What she wanted to talk about today was education – announcing a change to Family Tax Benefit A so that it wouldn’t go down when kids reach 16. Yeah it’s welfare, but not really middle class welfare, more – as George Orwell would write – lower-upper-middle class welfare. And to be honest it does seem a bit of a no brainer given a vast majority of kids stay at school till 17-18. She also proposed giving principals at public schools more autonomy. This one would annoy the hell out of the Liberal Party because it is something they would like to do as well.
Tony Abbott was meanwhile up in Cairns, making it the only time thus far I have wished I was with Abbott. He was talking about tourism, which is nice – it is a huge industry. Having lived there for 11 years however, I can say that the real killer for tourism in places like Cairns is not a lack of Government programs, but a high Australian dollar. As Matt Cowill pointed out to me, the one policy that might actually have helped reduce the Australian dollar was the RSPT. I doubt that was part of Abbott’s announcement.

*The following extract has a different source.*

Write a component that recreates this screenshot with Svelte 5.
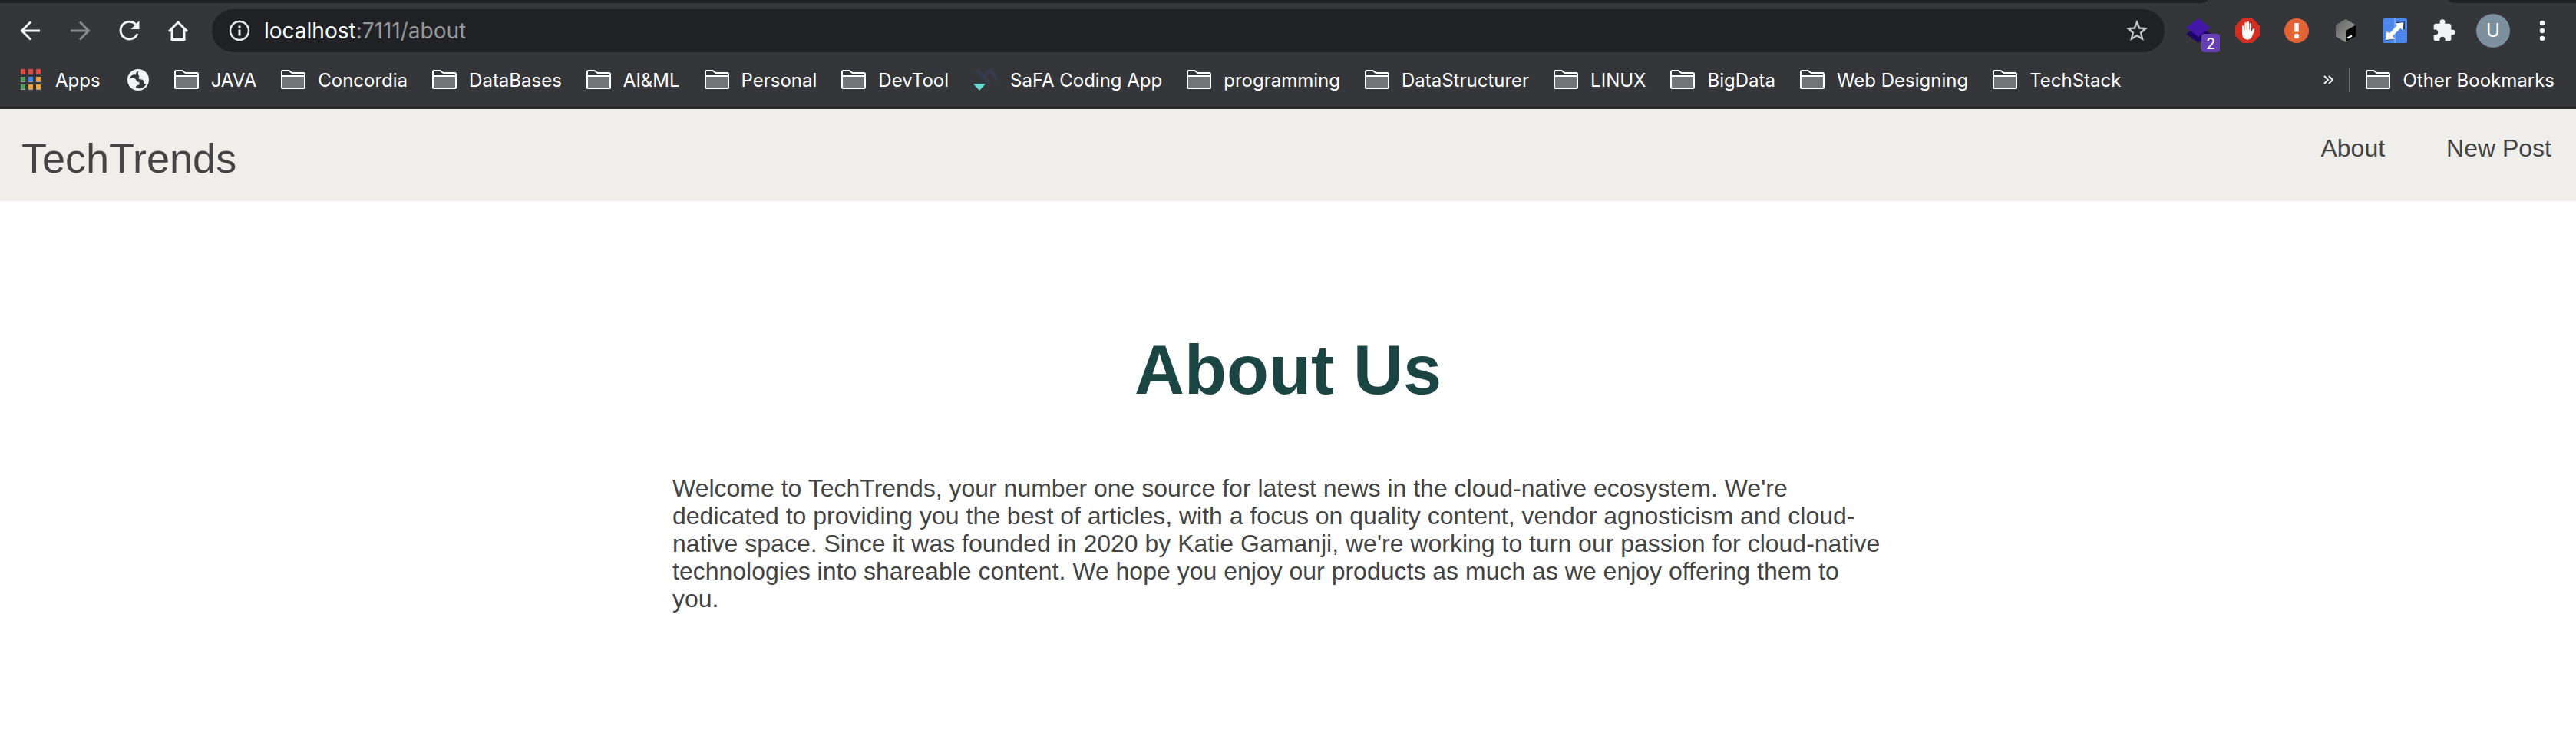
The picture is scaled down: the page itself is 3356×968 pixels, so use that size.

Aust to keep triple-A rating for years: Moody's
Australia's strong institutions and low government debt levels mean the country is highly likely to keep its valued triple-A rating for years to come, a Moody's analyst said.
Australia enjoys one of the lowest ratios of debt to gross domestic product (GDP) in the world with an average of 16.4 per cent between 2004 and 2007, according to Moody's.
Despite a "permanent" deterioration in debt ratios among triple-A nations, Australia is still expected to outshine, and by far, most of its peers with a meagre 22.5 per cent in 2013, according to Moody's.
Japan, Germany, France, the United Kingdom, Canada and the United States all show debt levels exceeding 80 per cent of GDP in 2013.
Hang on, low debt? Someone better not tell Joe Hockey, lest you want Grumpy Joe to make a return. But someone sure as hell should be telling the Australian public…
It seems Julia has finally remembered that it is her job to tell the public the good news on the economy. Tonight on Today Tonight she accepted the challenge to again debate Tony Abbott. Her condition though was that the topic would just be the economy. The problem for Tony Abbott is the date is set for this Sunday, which is also the date of the Liberal Party’s campaign launch, meaning there is no chance he will do it. (Nice move by her by the way – she would have known the date; no rule you have to be sporting in a campaign).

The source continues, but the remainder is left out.